My test pilot game with three other friends went off seamlessly. A month or two later, the game had become a weekly ritual among a group of 10. The website worked so well that none of us ever really needed to think about it. Apart from the times when an impassioned monologue would run so long that the speaker forgot to call or fold, we could casually zip through dozens of hands in an hour while focusing much more on our stories and in-jokes than the actual game.
And as chummy and personal as our game felt, we were far from alone. In fact, we were slightly behind the curve. Poker Now’s creator, Samuel Simões, recalls a night in March 2020 when the site crashed so suddenly and so badly that he assumed it was being attacked. No: it was just a bunch of people looking for something to do during a global pandemic, overwhelming the server and driving the site to a peak of 56,000 players in one day. It ultimately reached more than 1 million people per year.
In an age where every “free” game comes laden with ads or microtransactions, I still marvel at what Poker Now offers. You simply don’t expect a game that asks for nothing — apart from an optional Patreon donation — to play this well. I could talk about how the game ensures bragging rights by automatically keeping a tally of hands won by each player. Or how it quietly ensures that even the most amateur player will have all the information they need to grasp their best possible hand. Or how it jacks up the suspense on an all in by giving you real-time updates on every player’s chance of victory. There’s a Tournament mode that allows you to blend multiple tables and a Spectator mode that allows non-players to see each player’s pocket cards, much like when you watch poker on TV. The game even integrates free audio and video chat (although my table has never broken the pandemic-era habit of using a separate Zoom link instead). About the only thing it doesn’t offer is a way to handle money, but even that makes sense for Poker Now. Unlike a traditional casino, this house doesn’t get a cut.

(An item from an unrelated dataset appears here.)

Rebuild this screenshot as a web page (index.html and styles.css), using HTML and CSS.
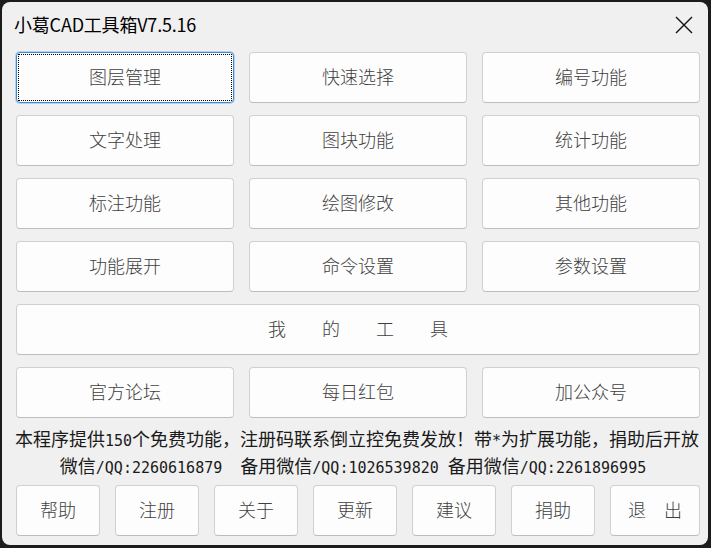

But mostly, I didn’t think about any of that because I was playing poker. If the best interface is an interface you don’t even notice, Poker Now is practically invisible: a million little design decisions that add up to a website that stays out of your way so you can play cards and goof around with your friends and howl when you get knocked out by a gutshot straight draw on the river.
Nearly three years later, my pandemic poker table still convenes almost every week. By now, the group has developed its own rules and rituals, its own friendships and rivalries, and its own inside jokes. There are players in every time zone, and it is no exaggeration to say that, due to our weekly Poker Now habit, I’ve now hung out with friends I would never even have met on both coasts.
It could go on forever, but I’m dubious about how long it can last. A few months ago, the site’s creator announced that he had partnered with something called Rio Gaming, and it seems unfathomable that a website this good will continue indefinitely for free — not when there’s money to be made. (Simões did not respond to a request for comment.)
But even if the service currently provided by Poker Now becomes another hobby relegated to the pandemic, it was there when we needed it most: a lucky draw in the seemingly bottomless pile of gambling sites scrabbling for your money, providing everything you could want and asking for nothing in return.